Short story: Philip Walton has a clever idea for using service workers to cache the top and bottom of HTML files, reducing a lot of network weight.
Longer thoughts: When you’re building a really simple website, you can get away with literally writing raw HTML. It doesn’t take long to need a bit more abstraction than that. Even if you’re building a three-page site, that’s three HTML files, and your programmer’s mind will be looking for ways to not repeat yourself. You’ll probably find a way to “include” all the stuff at the top and bottom of the HTML, and just change the content in the middle.
I have tended to reach for PHP for that sort of thing in the past (
<?php include('header.php); ?>), although these days I’m feeling much more Jamstack-y and I’d probably do it with Eleventy and Nunjucks.
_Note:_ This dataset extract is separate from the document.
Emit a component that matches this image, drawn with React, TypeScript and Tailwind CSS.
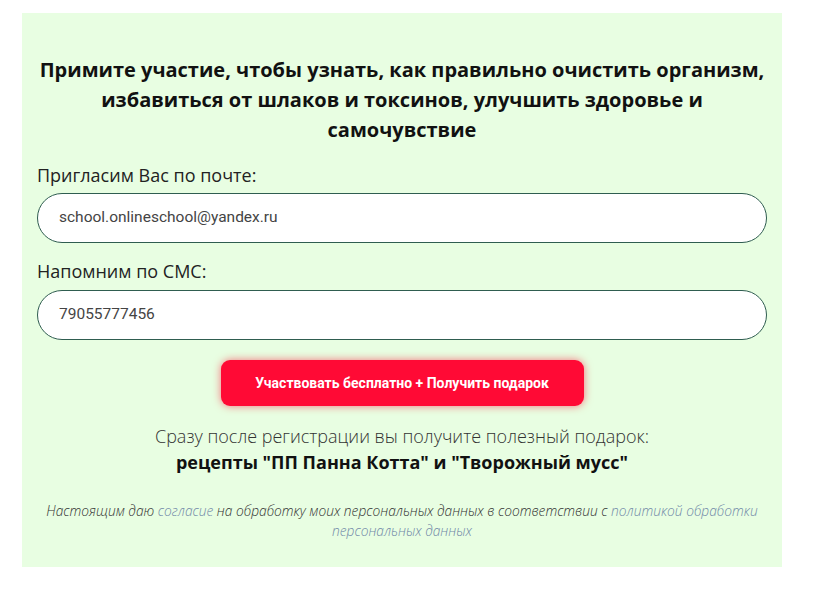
import React from "react";

export default function App() {
  return (
    <div className="w-[831px] h-[600px] bg-white pt-[13px] pl-[22px] font-['Open_Sans',sans-serif]">
      <div className="w-[760px] h-[554px] bg-[#e8fee2] px-[15px] pt-[42px] flex flex-col">
        <h1 className="text-center text-[20px] leading-[30px] font-bold text-[#111]">
          Примите участие, чтобы узнать, как правильно очистить организм, избавиться от шлаков и токсинов, улучшить здоровье и самочувствие
        </h1>
        <label className="mt-[17px] text-[18px] leading-[26px] text-[#222]">
          Пригласим Вас по почте:
        </label>
        <div className="mt-[5px] h-[50px] rounded-full border border-[#2f5d50] bg-white flex items-center pl-[21px]">
          <span className="text-[15.5px] text-[#444] font-['Roboto',sans-serif]">
            school.onlineschool@yandex.ru
          </span>
        </div>
        <label className="mt-[15px] text-[18px] leading-[26px] text-[#222]">
          Напомним по СМС:
        </label>
        <div className="mt-[6px] h-[50px] rounded-full border border-[#2f5d50] bg-white flex items-center pl-[21px]">
          <span className="text-[15.5px] text-[#444] font-['Roboto',sans-serif]">
            79055777456
          </span>
        </div>
        <div className="mt-[20px] flex justify-center">
          <button className="w-[363px] h-[46px] rounded-[9px] bg-[#ff0a35] text-white text-[14px] font-bold font-['Roboto',sans-serif] shadow-[0_0_8px_rgba(255,0,40,0.55)]">
            Участвовать бесплатно + Получить подарок
          </button>
        </div>
        <p className="mt-[17px] text-center text-[18px] leading-[26px] font-light text-[#333]">
          Сразу после регистрации вы получите полезный подарок:
        </p>
        <p className="text-center text-[18px] leading-[26px] font-bold text-[#111]">
          рецепты "ПП Панна Котта" и "Творожный мусс"
        </p>
        <p className="mt-[26px] text-center text-[13.75px] leading-[20px] italic font-light text-[#333]">
          Настоящим даю <span className="text-[#7189a8]">согласие</span> на обработку моих персональных данных в соответствии с{" "}
          <span className="text-[#7189a8]">политикой обработки персональных данных</span>
        </p>
      </div>
    </div>
  );
}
So in a sense, you might build a SPA because you have a common header and footer and just want to replace the guts, for efficiencies sake.
In a traditional client-server setup, the server always needs to send a full HTML page to the client for every request (otherwise the response would be invalid). But when you think about it, that’s pretty wasteful. Most sites on the internet have a lot of repetition in their HTML payloads because their pages share a lot of common elements (e.g. the
<head>, navigation bars, banners, sidebars, footers etc.). But in an ideal world, you wouldn’t have to send so much of the same HTML, over and over again, with every single page request.
With service workers, there’s a solution to this problem. A service worker can request just the bare minimum of data it needs from the server (e.g. an HTML content partial, a Markdown file, JSON data, etc.), and then it can programmatically transform that data into a full HTML document.
It’s a super fancy idea, and no joke to implement, but the fact that it could be done with less tooling might be appealing to some. On Phil’s site:
on this site over the past 30 days, page loads from a service worker had a 47.6% smaller network payloads, and a median First Contentful Paint (FCP) that was 52.3% faster than page loads without a service worker (416ms vs. 851ms).
Aside from configuring a service worker, I’d think the most finicky part is having to configure your server/API to deliver a content-only version of your stuff or build two flat file versions of everything.